FIG. 8 illustrates a Siebel Thin Client-support for leading Internet standards, according to an embodiment of the invention.
 Moreover, enterprises make no sacrifices to achieve these benefits:
 The Siebel Thin Client for Windows and the Siebel Java Thin Client user interface is the same intuitive, highly interactive graphical user interface available across the Siebel Enterprise Applications suite, in mobile and connected form.
 The Siebel HTML Thin Client supports the look and feel of the enterprise Web site, seamlessly integrating Siebel's increasing range of eBusiness applications with the enterprise extranet.
 Lower Cost of Ownership
 With the Web, enterprises can have the best of two previous generations of computing: the graphical interfaces pioneered by personal computers and the highly cost efficient architectures of centralized, mainframe-based applications. But although they recognize the shift and the need to “Web-enable” their products, many enterprise application vendors have been trapped in outdated, monolithic application architectures, unable to take advantage of the new paradigm.
 With Siebel Thin Client architecture, enterprises can deploy the world's leading front office system through the Web browser, taking advantage of the entirely Web-based Siebel n-tiered architecture. No longer do information technology (IT) organizations need to install software in remote field locations or upgrade thousands of older generation PCs to support the needs of a richly featured, modem enterprise application. Users can access the application as long as they have a Web browser and know how to reach the enterprise intranet.
 Instead of consuming costly desktop computing cycles or memory, browser-based thin client applications such as Siebel Sales Enterprise, Siebel Service Enterprise, or Siebel Call Center can execute on shared servers where computing resources can be pooled for maximum efficiency across all the users in the enterprise. And instead of upgrading each desktop with every new release of software, enterprises can deploy upgrades once to the server where they immediately become available to all connected thin client users.
 Platform for Siebel eBusiness Applications
 With Thin Client architecture, Siebel's market-leading sales, marketing, and customer service solutions can reach beyond the enterprise's own employees into the extended enterprise of partners, resellers, and end customers.
 Siebel Thin Client Architecture is the platform for Siebel eBusiness Applications, a comprehensive suite of compelling, scalable, and secure Web-based applications.

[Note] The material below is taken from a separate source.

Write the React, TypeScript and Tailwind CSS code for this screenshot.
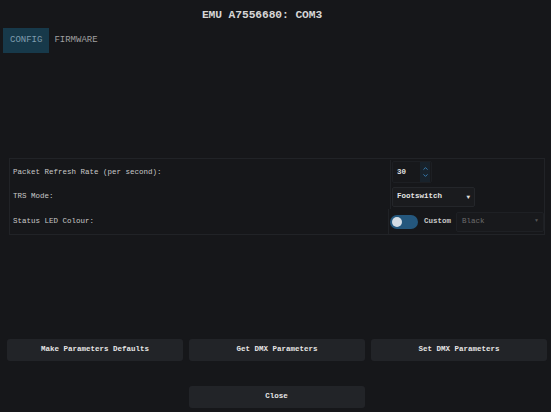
import { ChevronUp, ChevronDown } from "lucide-react"

const mono = "font-['Liberation_Mono','DejaVu_Sans_Mono',monospace]"

function Row({ label, children }: { label: string; children: React.ReactNode }) {
  return (
    <div className="flex h-[25px]">
      <div className="w-[380px] flex items-center pl-[3px] text-[7.5px] text-[#c8c8c8]">{label}</div>
      <div className="flex-1 flex items-center border-l border-[#202226] pl-[1px]">{children}</div>
    </div>
  )
}

export default function App() {
  return (
    <div className={`w-[551px] h-[412px] bg-[#16171a] flex flex-col overflow-hidden ${mono}`}>
      {/* title */}
      <div className="h-[28px] flex items-center justify-center pt-[2px] pr-[27px]">
        <span className="text-[11.3px] font-bold text-[#d6d6d6] tracking-[-0.1px]">EMU A7556680: COM3</span>
      </div>

      {/* tabs */}
      <div className="flex items-stretch h-[25px] pl-[3px] gap-[2px]">
        <div className="bg-[#17394a] px-[7px] flex items-center text-[9px] text-[#7f9daf]">CONFIG</div>
        <div className="px-[3px] flex items-center text-[9px] text-[#a0a0a0]">FIRMWARE</div>
      </div>

      {/* settings table */}
      <div className="mt-[105px] ml-[9px] mr-[6px] border border-[#212327] h-[77px] flex flex-col pt-[1px]">
        <Row label="Packet Refresh Rate (per second):">
          <div className="w-[40px] h-[22px] flex items-center justify-between bg-[#17181b] border border-[#1d1f23] rounded-[2px]">
            <span className="pl-[4px] text-[7.5px] font-bold text-[#e0e0e0]">30</span>
            <div className="flex flex-col items-center justify-center h-full w-[10px] bg-[#18222b] mr-[1px]">
              <ChevronUp className="w-[7px] h-[7px] text-[#3a86c0]" strokeWidth={3} />
              <ChevronDown className="w-[7px] h-[7px] text-[#3a86c0]" strokeWidth={3} />
            </div>
          </div>
        </Row>
        <Row label="TRS Mode:">
          <div className="w-[83px] h-[20px] flex items-center justify-between bg-[#1a1b1e] border border-[#24262a] rounded-[2px] px-[4px]">
            <span className="text-[7.5px] font-bold text-[#e4e4e4]">Footswitch</span>
            <span className="text-[6px] text-[#e0e0e0]">▼</span>
          </div>
        </Row>
        <Row label="Status LED Colour:">
          <div className="flex items-center w-full">
            <div className="w-[28px] h-[14px] rounded-full bg-[#24577d] flex items-center pl-[2px]">
              <div className="w-[10px] h-[10px] rounded-full bg-[#d4dce4]" />
            </div>
            <span className="ml-[6px] text-[7.5px] font-bold text-[#c8c8c8]">Custom</span>
            <div className="ml-[5px] w-[88px] h-[20px] flex items-center justify-between bg-[#18191c] border border-[#1e2024] rounded-[2px] px-[5px]">
              <span className="text-[7.5px] text-[#6c6c6c]">Black</span>
              <span className="text-[5px] text-[#555]">▼</span>
            </div>
          </div>
        </Row>
      </div>

      {/* action buttons */}
      <div className="mt-[104px] flex pl-[7px] pr-[3px] gap-[6px]">
        {["Make Parameters Defaults", "Get DMX Parameters", "Set DMX Parameters"].map((t) => (
          <div key={t} className="w-[176px] h-[22px] rounded-[3px] bg-[#222428] flex items-center justify-center text-[7.5px] font-bold text-[#e6e6e6]">
            {t}
          </div>
        ))}
      </div>

      <div className="mt-[25px] flex justify-center">
        <div className="w-[176px] h-[22px] rounded-[3px] bg-[#222428] flex items-center justify-center text-[7.5px] font-bold text-[#e6e6e6] ml-[2px]">
          Close
        </div>
      </div>
    </div>
  )
}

 Siebel eBusiness includes:
 Siebel eSales.
 A comprehensive Web-based application to support unassisted business to business and business to consumer selling over the Web. Siebel eSales includes a visual product catalog, Web-based quote generation, solution configuration, and online ordering. By integrating Siebel eSales with existing Web sites, Siebel customers quickly can set up shop on the Internet, leveraging product data, marketing collateral, and configurations across their multiple selling channels—the field, call center, indirect, and Web.
 Siebel eService.
 Allows organizations to provide exceptional customer service and support through the Internet. Siebel eService provides Web-based and email-based service automation to manage the entire service process, allowing customers to easily create new service requests, enter service details, locate and track progress of open service requests, and view solutions. eService also proactively notifies customers of important events via email, both acknowledging receipt of the service request and informing the customer of an update or resolution.
 Siebel eChannel.
 A Web-based software suite that allows enterprises to turn channel partners into an extended, virtual sales and service organization. Siebel eChannel allows organizations to route leads, sales opportunities, and service requests to the appropriate channel using configurable business rules and track their performance on all assigned items. Siebel eChannel enables channel partners to browse product and pricing information, create solutions, and generate quotes and orders online, automating the entire partner and vendor relationship. Through all interactions, sophisticated security rules ensure that partners and vendors are able to keep sensitive information completely confidential.
 Siebel eMarketing.
 Provides organizations with the automation tools to rapidly, create, execute, and assess the effectiveness of Web-based marketing campaigns. With Siebel eMarketing, enterprises can segment their customer and prospect bases, target them with an automatically generated Web or email-based communication or promotion, and assess the effectiveness and return on investment of the campaign online through a set of OLAP-based analytical views and reports.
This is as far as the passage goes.